Task brief
Output the data word for word, dropping every image.
--- Begin Given material ---
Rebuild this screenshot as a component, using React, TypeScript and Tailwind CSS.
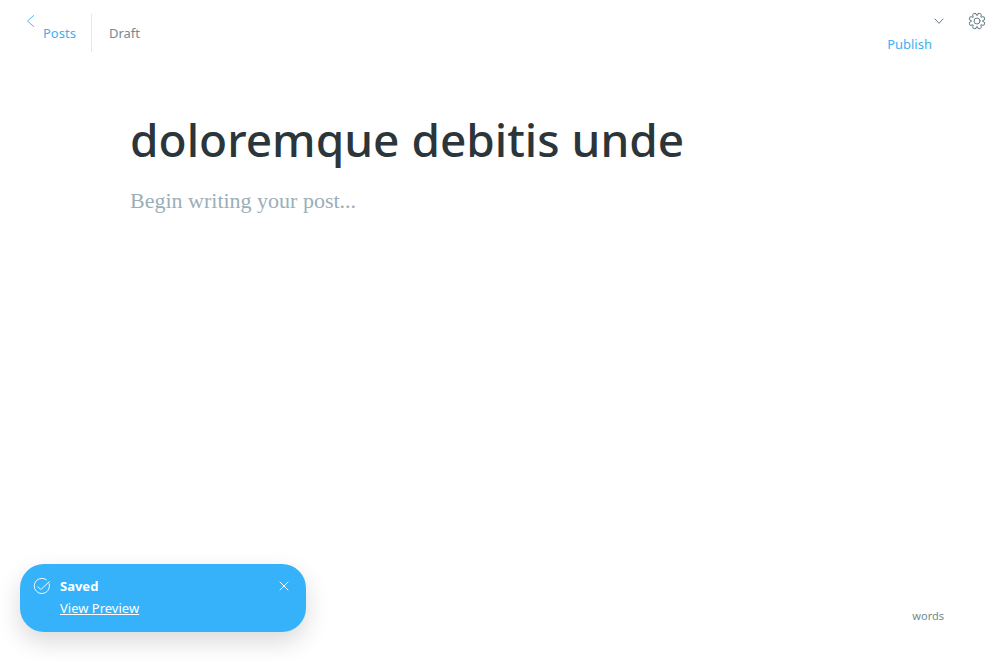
import { useState } from "react";

function ChevronLeft() {
  return (
    <svg viewBox="0 0 8 12" className="h-3 w-2" fill="none" stroke="currentColor" strokeWidth="0.9" strokeLinecap="round" strokeLinejoin="round" aria-hidden="true">
      <path d="M6.700.5.5 6l6.200 5.500" />
    </svg>
  );
}

function ChevronDown() {
  return (
    <svg viewBox="0 0 10 6" className="h-1.5 w-2.5" fill="none" stroke="#5f7d8b" strokeLinecap="round" strokeLinejoin="round" aria-hidden="true">
      <path d="M1 1 5 5.300 9 1" />
    </svg>
  );
}

function Gear() {
  return (
    <svg viewBox="0 0 24 24" className="size-4" fill="none" stroke="currentColor" strokeWidth="1.5" strokeLinecap="round" strokeLinejoin="round" overflow="visible" aria-hidden="true">
      <circle cx="12" cy="12" r="4.5" />
      <path
        transform="rotate(22.5 12 12)"
        d="M9.300 2.200Q9.500 0 11 0h2Q14.500 0 14.700 2.200Q14.600 5.700 17 3.200Q18.800 1.900 19.800 2.800L21.200 4.200Q22.100 5.200 20.800 7Q18.300 9.400 21.800 9.300Q24 9.500 24 11v2Q24 14.500 21.800 14.700Q18.300 14.600 20.800 17Q22.100 18.800 21.200 19.800L19.800 21.200Q18.800 22.100 17 20.800Q14.600 18.300 14.700 21.800Q14.500 24 13 24h-2Q9.500 24 9.300 21.800Q9.400 18.300 7 20.800Q5.200 22.100 4.200 21.200L2.800 19.800Q1.900 18.800 3.200 17Q5.700 14.600 2.200 14.700Q0 14.500 0 13v-2Q0 9.500 2.200 9.300Q5.700 9.400 3.200 7Q1.900 5.200 2.800 4.200L4.200 2.800Q5.200 1.900 7 3.200Q9.400 5.700 9.300 2.200z"
      />
    </svg>
  );
}

function CheckCircle() {
  return (
    <svg viewBox="0 0 24 24" className="size-4" fill="none" stroke="white" strokeWidth="1.4" strokeLinecap="round" strokeLinejoin="round" overflow="visible" aria-hidden="true">
      <path d="M6 13.200l3.500 3.500a1 1 0 0 0 1.500-.1L23 5.500" />
      <path d="M22.800 8.700A11.400 11.400 0 1 1 18.500 2.600" />
    </svg>
  );
}

function Header() {
  return (
    <header className="flex items-start justify-between pt-3.5 pr-[15px] pl-[27px] text-[13px] leading-5">
      <nav className="flex items-stretch">
        <a href="#posts" className="flex items-start pr-[15px] text-[#3eb0ef]">
          <span className="pt-px"><ChevronLeft /></span>
          <span className="pt-[9px] pl-2">Posts</span>
        </a>
        <span className="h-[38px] border-l border-[#dfe9ef] pt-[9px] pl-[17px] text-[#738a94]">Draft</span>
      </nav>
      <div className="flex items-start gap-[25px]">
        <button type="button" className="flex flex-col items-end pt-1 text-[#3eb0ef]">
          <ChevronDown />
          <span className="mt-2.5 mr-3">Publish</span>
        </button>
        <button type="button" aria-label="Settings" className="flex -mt-px text-[#667d87]">
          <Gear />
        </button>
      </div>
    </header>
  );
}

function SavedNotice({ onClose }: { onClose: () => void }) {
  return (
    <aside role="status" className="flex h-[68px] w-[286px] items-start rounded-3xl bg-[#35b2f9] pt-3.5 pr-[17px] pl-3.5 text-[13px] text-white shadow-[0_10px_24px_rgba(0,0,0,0.15)]">
      <CheckCircle />
      <div className="ml-2.5 flex grow flex-col items-start gap-1 leading-[18px]">
        <strong className="-mt-px font-bold">Saved</strong>
        <a href="#preview" className="underline">View Preview</a>
      </div>
      <button type="button" aria-label="Close" onClick={onClose} className="flex pt-[3px]">
        <svg viewBox="0 0 10 10" className="size-2.5" stroke="white" strokeLinecap="round" aria-hidden="true">
          <path d="M1 1l8 8M9 1L1 9" />
        </svg>
      </button>
    </aside>
  );
}

export default function App() {
  const [title, setTitle] = useState("doloremque debitis unde");
  const [open, setOpen] = useState(true);

  return (
    <div className="flex min-h-screen flex-col bg-white font-['Noto_Sans',sans-serif]">
      <Header />
      <main className="flex w-full grow flex-col px-[13%] pt-[55px]">
        <textarea
          aria-label="Post title"
          rows={1}
          value={title}
          onChange={(e) => setTitle(e.target.value)}
          className="h-[60px] w-full resize-none overflow-hidden text-[46px] leading-[60px] font-medium text-[#2b353a] outline-none"
        />
        <textarea
          aria-label="Post content"
          placeholder="Begin writing your post..."
          className="mt-4 w-full grow resize-none font-['Liberation_Serif',serif] text-[22px] leading-8 outline-none placeholder:text-[#9baeb8]"
        />
      </main>
      <footer className="flex h-24 items-start justify-between pr-14 pl-5">
        {open ? <SavedNotice onClose={() => setOpen(false)} /> : <span />}
        <span className="pt-11 text-[11px] leading-4 text-[#738a94]">words</span>
      </footer>
    </div>
  );
}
--- End Given material ---
Solution for this task
Rebuild this screenshot as a component, using React, TypeScript and Tailwind CSS.
import { useState } from "react";

function ChevronLeft() {
  return (
    <svg viewBox="0 0 8 12" className="h-3 w-2" fill="none" stroke="currentColor" strokeWidth="0.9" strokeLinecap="round" strokeLinejoin="round" aria-hidden="true">
      <path d="M6.700.5.5 6l6.200 5.500" />
    </svg>
  );
}

function ChevronDown() {
  return (
    <svg viewBox="0 0 10 6" className="h-1.5 w-2.5" fill="none" stroke="#5f7d8b" strokeLinecap="round" strokeLinejoin="round" aria-hidden="true">
      <path d="M1 1 5 5.300 9 1" />
    </svg>
  );
}

function Gear() {
  return (
    <svg viewBox="0 0 24 24" className="size-4" fill="none" stroke="currentColor" strokeWidth="1.5" strokeLinecap="round" strokeLinejoin="round" overflow="visible" aria-hidden="true">
      <circle cx="12" cy="12" r="4.5" />
      <path
        transform="rotate(22.5 12 12)"
        d="M9.300 2.200Q9.500 0 11 0h2Q14.500 0 14.700 2.200Q14.600 5.700 17 3.200Q18.800 1.900 19.800 2.800L21.200 4.200Q22.100 5.200 20.800 7Q18.300 9.400 21.800 9.300Q24 9.500 24 11v2Q24 14.500 21.800 14.700Q18.300 14.600 20.800 17Q22.100 18.800 21.200 19.800L19.800 21.200Q18.800 22.100 17 20.800Q14.600 18.300 14.700 21.800Q14.500 24 13 24h-2Q9.500 24 9.300 21.800Q9.400 18.300 7 20.800Q5.200 22.100 4.200 21.200L2.800 19.800Q1.900 18.800 3.200 17Q5.700 14.600 2.200 14.700Q0 14.500 0 13v-2Q0 9.500 2.200 9.300Q5.700 9.400 3.200 7Q1.900 5.200 2.800 4.200L4.200 2.800Q5.200 1.900 7 3.200Q9.400 5.700 9.300 2.200z"
      />
    </svg>
  );
}

function CheckCircle() {
  return (
    <svg viewBox="0 0 24 24" className="size-4" fill="none" stroke="white" strokeWidth="1.4" strokeLinecap="round" strokeLinejoin="round" overflow="visible" aria-hidden="true">
      <path d="M6 13.200l3.500 3.500a1 1 0 0 0 1.500-.1L23 5.500" />
      <path d="M22.800 8.700A11.400 11.400 0 1 1 18.500 2.600" />
    </svg>
  );
}

function Header() {
  return (
    <header className="flex items-start justify-between pt-3.5 pr-[15px] pl-[27px] text-[13px] leading-5">
      <nav className="flex items-stretch">
        <a href="#posts" className="flex items-start pr-[15px] text-[#3eb0ef]">
          <span className="pt-px"><ChevronLeft /></span>
          <span className="pt-[9px] pl-2">Posts</span>
        </a>
        <span className="h-[38px] border-l border-[#dfe9ef] pt-[9px] pl-[17px] text-[#738a94]">Draft</span>
      </nav>
      <div className="flex items-start gap-[25px]">
        <button type="button" className="flex flex-col items-end pt-1 text-[#3eb0ef]">
          <ChevronDown />
          <span className="mt-2.5 mr-3">Publish</span>
        </button>
        <button type="button" aria-label="Settings" className="flex -mt-px text-[#667d87]">
          <Gear />
        </button>
      </div>
    </header>
  );
}

function SavedNotice({ onClose }: { onClose: () => void }) {
  return (
    <aside role="status" className="flex h-[68px] w-[286px] items-start rounded-3xl bg-[#35b2f9] pt-3.5 pr-[17px] pl-3.5 text-[13px] text-white shadow-[0_10px_24px_rgba(0,0,0,0.15)]">
      <CheckCircle />
      <div className="ml-2.5 flex grow flex-col items-start gap-1 leading-[18px]">
        <strong className="-mt-px font-bold">Saved</strong>
        <a href="#preview" className="underline">View Preview</a>
      </div>
      <button type="button" aria-label="Close" onClick={onClose} className="flex pt-[3px]">
        <svg viewBox="0 0 10 10" className="size-2.5" stroke="white" strokeLinecap="round" aria-hidden="true">
          <path d="M1 1l8 8M9 1L1 9" />
        </svg>
      </button>
    </aside>
  );
}

export default function App() {
  const [title, setTitle] = useState("doloremque debitis unde");
  const [open, setOpen] = useState(true);

  return (
    <div className="flex min-h-screen flex-col bg-white font-['Noto_Sans',sans-serif]">
      <Header />
      <main className="flex w-full grow flex-col px-[13%] pt-[55px]">
        <textarea
          aria-label="Post title"
          rows={1}
          value={title}
          onChange={(e) => setTitle(e.target.value)}
          className="h-[60px] w-full resize-none overflow-hidden text-[46px] leading-[60px] font-medium text-[#2b353a] outline-none"
        />
        <textarea
          aria-label="Post content"
          placeholder="Begin writing your post..."
          className="mt-4 w-full grow resize-none font-['Liberation_Serif',serif] text-[22px] leading-8 outline-none placeholder:text-[#9baeb8]"
        />
      </main>
      <footer className="flex h-24 items-start justify-between pr-14 pl-5">
        {open ? <SavedNotice onClose={() => setOpen(false)} /> : <span />}
        <span className="pt-11 text-[11px] leading-4 text-[#738a94]">words</span>
      </footer>
    </div>
  );
}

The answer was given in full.